>> Begin

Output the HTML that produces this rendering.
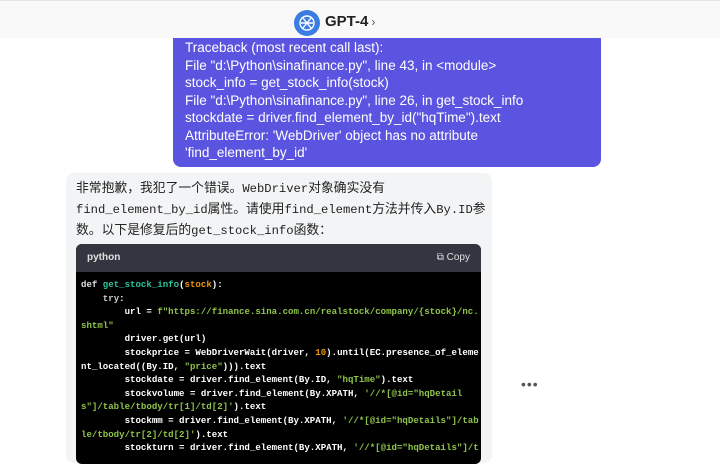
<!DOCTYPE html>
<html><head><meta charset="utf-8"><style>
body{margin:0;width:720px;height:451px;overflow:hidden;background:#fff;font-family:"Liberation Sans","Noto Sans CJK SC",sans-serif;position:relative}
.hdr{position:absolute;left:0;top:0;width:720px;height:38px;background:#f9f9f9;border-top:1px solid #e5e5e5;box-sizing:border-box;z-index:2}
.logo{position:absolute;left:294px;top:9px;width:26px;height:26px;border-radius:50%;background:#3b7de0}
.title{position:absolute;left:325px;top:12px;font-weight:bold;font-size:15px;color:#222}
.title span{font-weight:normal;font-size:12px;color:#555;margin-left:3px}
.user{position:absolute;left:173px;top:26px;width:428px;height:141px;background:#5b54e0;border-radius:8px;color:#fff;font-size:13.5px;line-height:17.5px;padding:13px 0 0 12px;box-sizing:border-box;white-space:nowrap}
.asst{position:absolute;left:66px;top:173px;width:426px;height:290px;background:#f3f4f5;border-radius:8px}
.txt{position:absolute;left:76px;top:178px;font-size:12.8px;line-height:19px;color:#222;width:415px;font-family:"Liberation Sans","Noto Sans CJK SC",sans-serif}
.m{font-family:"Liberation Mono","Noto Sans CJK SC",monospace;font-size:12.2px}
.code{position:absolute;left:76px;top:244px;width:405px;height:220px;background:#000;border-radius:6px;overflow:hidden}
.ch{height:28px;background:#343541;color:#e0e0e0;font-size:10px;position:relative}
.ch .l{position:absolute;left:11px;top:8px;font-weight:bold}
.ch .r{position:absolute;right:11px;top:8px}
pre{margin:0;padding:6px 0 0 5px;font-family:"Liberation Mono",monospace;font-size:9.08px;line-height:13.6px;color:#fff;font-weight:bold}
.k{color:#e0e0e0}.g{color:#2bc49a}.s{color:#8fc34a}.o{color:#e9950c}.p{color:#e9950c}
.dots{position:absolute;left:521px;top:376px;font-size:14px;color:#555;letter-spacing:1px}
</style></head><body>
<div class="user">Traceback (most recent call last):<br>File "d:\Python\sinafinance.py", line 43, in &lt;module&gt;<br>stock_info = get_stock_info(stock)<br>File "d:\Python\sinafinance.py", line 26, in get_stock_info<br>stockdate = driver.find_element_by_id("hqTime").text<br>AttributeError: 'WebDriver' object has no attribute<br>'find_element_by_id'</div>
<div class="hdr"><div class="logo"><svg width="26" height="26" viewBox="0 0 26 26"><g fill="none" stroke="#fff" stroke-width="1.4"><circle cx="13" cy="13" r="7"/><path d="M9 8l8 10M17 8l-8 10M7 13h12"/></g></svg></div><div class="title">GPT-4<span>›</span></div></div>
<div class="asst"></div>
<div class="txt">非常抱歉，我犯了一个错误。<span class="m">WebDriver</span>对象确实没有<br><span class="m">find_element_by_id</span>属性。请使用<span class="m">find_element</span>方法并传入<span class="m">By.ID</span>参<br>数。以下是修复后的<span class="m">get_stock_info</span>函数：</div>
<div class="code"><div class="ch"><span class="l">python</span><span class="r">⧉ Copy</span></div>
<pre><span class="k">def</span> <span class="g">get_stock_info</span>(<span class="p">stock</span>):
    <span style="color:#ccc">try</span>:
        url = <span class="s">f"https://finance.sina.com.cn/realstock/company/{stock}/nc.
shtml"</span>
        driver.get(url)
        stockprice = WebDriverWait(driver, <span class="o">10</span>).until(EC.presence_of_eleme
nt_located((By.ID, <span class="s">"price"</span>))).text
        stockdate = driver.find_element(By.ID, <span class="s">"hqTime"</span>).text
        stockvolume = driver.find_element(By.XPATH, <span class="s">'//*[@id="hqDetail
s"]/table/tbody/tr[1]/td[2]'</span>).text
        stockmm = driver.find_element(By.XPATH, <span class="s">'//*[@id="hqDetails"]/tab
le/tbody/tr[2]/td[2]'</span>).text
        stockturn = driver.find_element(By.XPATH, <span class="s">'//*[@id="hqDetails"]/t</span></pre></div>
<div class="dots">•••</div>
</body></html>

>> End

- Exercise directions
Reproduce each line exactly as it appears, omitting the pictures.

- Exercise result
Output the HTML that produces this rendering.
<!DOCTYPE html>
<html><head><meta charset="utf-8"><style>
body{margin:0;width:720px;height:451px;overflow:hidden;background:#fff;font-family:"Liberation Sans","Noto Sans CJK SC",sans-serif;position:relative}
.hdr{position:absolute;left:0;top:0;width:720px;height:38px;background:#f9f9f9;border-top:1px solid #e5e5e5;box-sizing:border-box;z-index:2}
.logo{position:absolute;left:294px;top:9px;width:26px;height:26px;border-radius:50%;background:#3b7de0}
.title{position:absolute;left:325px;top:12px;font-weight:bold;font-size:15px;color:#222}
.title span{font-weight:normal;font-size:12px;color:#555;margin-left:3px}
.user{position:absolute;left:173px;top:26px;width:428px;height:141px;background:#5b54e0;border-radius:8px;color:#fff;font-size:13.5px;line-height:17.5px;padding:13px 0 0 12px;box-sizing:border-box;white-space:nowrap}
.asst{position:absolute;left:66px;top:173px;width:426px;height:290px;background:#f3f4f5;border-radius:8px}
.txt{position:absolute;left:76px;top:178px;font-size:12.8px;line-height:19px;color:#222;width:415px;font-family:"Liberation Sans","Noto Sans CJK SC",sans-serif}
.m{font-family:"Liberation Mono","Noto Sans CJK SC",monospace;font-size:12.2px}
.code{position:absolute;left:76px;top:244px;width:405px;height:220px;background:#000;border-radius:6px;overflow:hidden}
.ch{height:28px;background:#343541;color:#e0e0e0;font-size:10px;position:relative}
.ch .l{position:absolute;left:11px;top:8px;font-weight:bold}
.ch .r{position:absolute;right:11px;top:8px}
pre{margin:0;padding:6px 0 0 5px;font-family:"Liberation Mono",monospace;font-size:9.08px;line-height:13.6px;color:#fff;font-weight:bold}
.k{color:#e0e0e0}.g{color:#2bc49a}.s{color:#8fc34a}.o{color:#e9950c}.p{color:#e9950c}
.dots{position:absolute;left:521px;top:376px;font-size:14px;color:#555;letter-spacing:1px}
</style></head><body>
<div class="user">Traceback (most recent call last):<br>File "d:\Python\sinafinance.py", line 43, in &lt;module&gt;<br>stock_info = get_stock_info(stock)<br>File "d:\Python\sinafinance.py", line 26, in get_stock_info<br>stockdate = driver.find_element_by_id("hqTime").text<br>AttributeError: 'WebDriver' object has no attribute<br>'find_element_by_id'</div>
<div class="hdr"><div class="logo"><svg width="26" height="26" viewBox="0 0 26 26"><g fill="none" stroke="#fff" stroke-width="1.4"><circle cx="13" cy="13" r="7"/><path d="M9 8l8 10M17 8l-8 10M7 13h12"/></g></svg></div><div class="title">GPT-4<span>›</span></div></div>
<div class="asst"></div>
<div class="txt">非常抱歉，我犯了一个错误。<span class="m">WebDriver</span>对象确实没有<br><span class="m">find_element_by_id</span>属性。请使用<span class="m">find_element</span>方法并传入<span class="m">By.ID</span>参<br>数。以下是修复后的<span class="m">get_stock_info</span>函数：</div>
<div class="code"><div class="ch"><span class="l">python</span><span class="r">⧉ Copy</span></div>
<pre><span class="k">def</span> <span class="g">get_stock_info</span>(<span class="p">stock</span>):
    <span style="color:#ccc">try</span>:
        url = <span class="s">f"https://finance.sina.com.cn/realstock/company/{stock}/nc.
shtml"</span>
        driver.get(url)
        stockprice = WebDriverWait(driver, <span class="o">10</span>).until(EC.presence_of_eleme
nt_located((By.ID, <span class="s">"price"</span>))).text
        stockdate = driver.find_element(By.ID, <span class="s">"hqTime"</span>).text
        stockvolume = driver.find_element(By.XPATH, <span class="s">'//*[@id="hqDetail
s"]/table/tbody/tr[1]/td[2]'</span>).text
        stockmm = driver.find_element(By.XPATH, <span class="s">'//*[@id="hqDetails"]/tab
le/tbody/tr[2]/td[2]'</span>).text
        stockturn = driver.find_element(By.XPATH, <span class="s">'//*[@id="hqDetails"]/t</span></pre></div>
<div class="dots">•••</div>
</body></html>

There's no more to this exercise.